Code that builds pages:
'''
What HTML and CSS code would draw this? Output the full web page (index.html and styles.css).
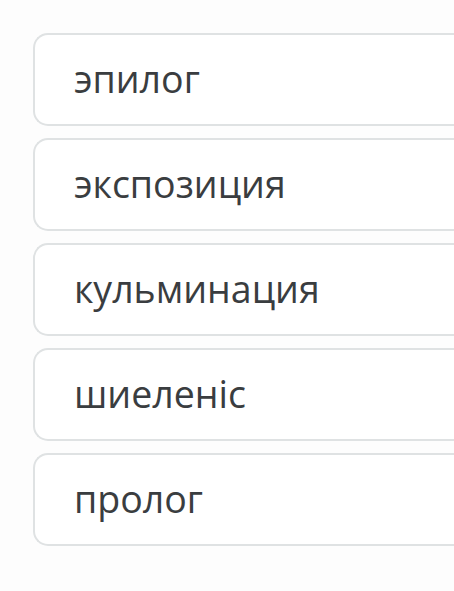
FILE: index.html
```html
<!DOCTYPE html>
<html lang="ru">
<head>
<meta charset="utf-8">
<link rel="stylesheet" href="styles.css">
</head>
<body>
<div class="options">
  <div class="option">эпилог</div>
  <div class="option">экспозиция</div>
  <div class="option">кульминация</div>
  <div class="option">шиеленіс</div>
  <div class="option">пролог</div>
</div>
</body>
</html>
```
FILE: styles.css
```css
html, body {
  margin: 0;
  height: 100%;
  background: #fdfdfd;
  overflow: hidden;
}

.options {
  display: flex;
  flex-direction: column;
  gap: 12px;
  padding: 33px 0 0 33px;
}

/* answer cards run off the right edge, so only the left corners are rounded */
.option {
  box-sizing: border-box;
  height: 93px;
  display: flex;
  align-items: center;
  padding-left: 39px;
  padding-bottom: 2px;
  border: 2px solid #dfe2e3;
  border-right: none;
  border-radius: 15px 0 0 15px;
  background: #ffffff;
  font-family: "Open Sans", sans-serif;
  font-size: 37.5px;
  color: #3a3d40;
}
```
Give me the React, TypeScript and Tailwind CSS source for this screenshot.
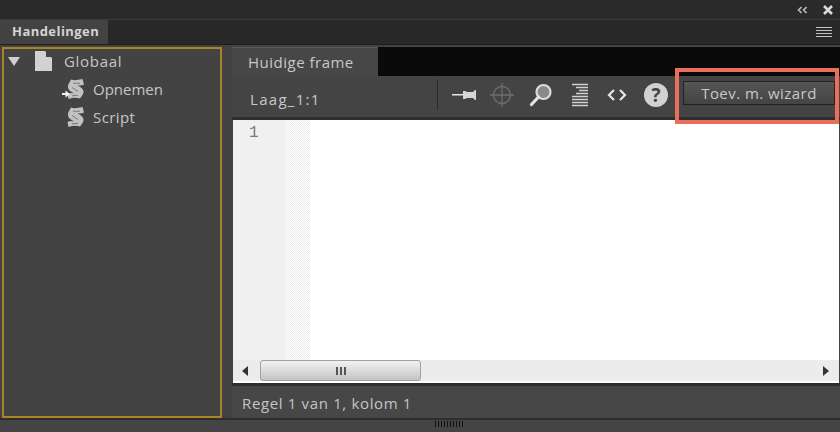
'''
'''
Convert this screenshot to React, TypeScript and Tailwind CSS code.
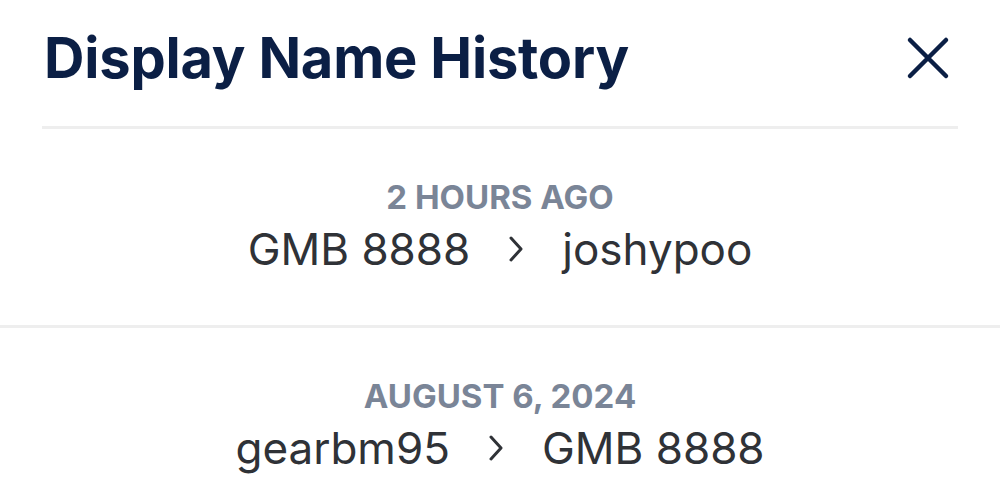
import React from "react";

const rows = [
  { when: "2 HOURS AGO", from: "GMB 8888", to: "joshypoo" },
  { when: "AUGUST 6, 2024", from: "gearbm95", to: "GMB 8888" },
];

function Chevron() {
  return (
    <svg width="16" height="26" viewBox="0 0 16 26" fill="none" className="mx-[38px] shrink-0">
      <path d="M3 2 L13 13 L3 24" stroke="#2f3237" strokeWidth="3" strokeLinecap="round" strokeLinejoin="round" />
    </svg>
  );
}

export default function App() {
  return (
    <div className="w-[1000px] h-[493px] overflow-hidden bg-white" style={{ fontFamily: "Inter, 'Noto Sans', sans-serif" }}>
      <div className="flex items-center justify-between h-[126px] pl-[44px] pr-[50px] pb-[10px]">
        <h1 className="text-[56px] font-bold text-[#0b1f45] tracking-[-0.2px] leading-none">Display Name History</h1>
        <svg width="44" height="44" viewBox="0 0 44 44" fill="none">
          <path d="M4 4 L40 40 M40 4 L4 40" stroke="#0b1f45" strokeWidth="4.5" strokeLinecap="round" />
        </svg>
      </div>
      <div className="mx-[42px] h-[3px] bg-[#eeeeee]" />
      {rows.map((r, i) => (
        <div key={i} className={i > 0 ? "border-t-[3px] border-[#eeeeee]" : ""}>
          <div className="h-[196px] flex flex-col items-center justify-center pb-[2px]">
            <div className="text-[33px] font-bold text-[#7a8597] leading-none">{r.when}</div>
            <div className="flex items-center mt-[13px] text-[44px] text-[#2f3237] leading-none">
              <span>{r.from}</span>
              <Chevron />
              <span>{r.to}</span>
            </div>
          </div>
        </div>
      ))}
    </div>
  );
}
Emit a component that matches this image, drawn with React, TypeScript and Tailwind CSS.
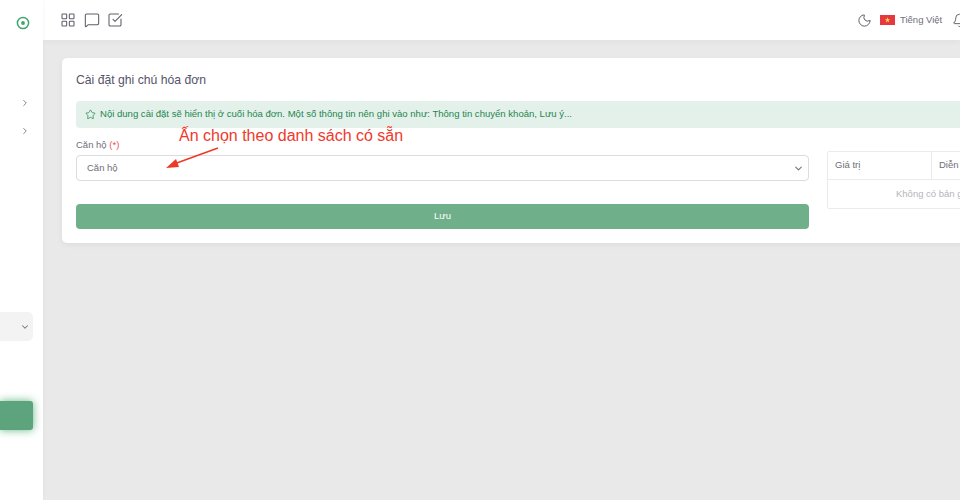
'''
Pictures should be left out. Retype only the run of lines from the line containing "What HTML and" to the line containing "Give me the", inclusive.

REPLY TO THE EXERCISE:
What HTML and CSS code would draw this? Output the full web page (index.html and styles.css).
FILE: index.html
```html
<!DOCTYPE html>
<html lang="ru">
<head>
<meta charset="utf-8">
<link rel="stylesheet" href="styles.css">
</head>
<body>
<div class="options">
  <div class="option">эпилог</div>
  <div class="option">экспозиция</div>
  <div class="option">кульминация</div>
  <div class="option">шиеленіс</div>
  <div class="option">пролог</div>
</div>
</body>
</html>
```
FILE: styles.css
```css
html, body {
  margin: 0;
  height: 100%;
  background: #fdfdfd;
  overflow: hidden;
}

.options {
  display: flex;
  flex-direction: column;
  gap: 12px;
  padding: 33px 0 0 33px;
}

/* answer cards run off the right edge, so only the left corners are rounded */
.option {
  box-sizing: border-box;
  height: 93px;
  display: flex;
  align-items: center;
  padding-left: 39px;
  padding-bottom: 2px;
  border: 2px solid #dfe2e3;
  border-right: none;
  border-radius: 15px 0 0 15px;
  background: #ffffff;
  font-family: "Open Sans", sans-serif;
  font-size: 37.5px;
  color: #3a3d40;
}
```
Give me the React, TypeScript and Tailwind CSS source for this screenshot.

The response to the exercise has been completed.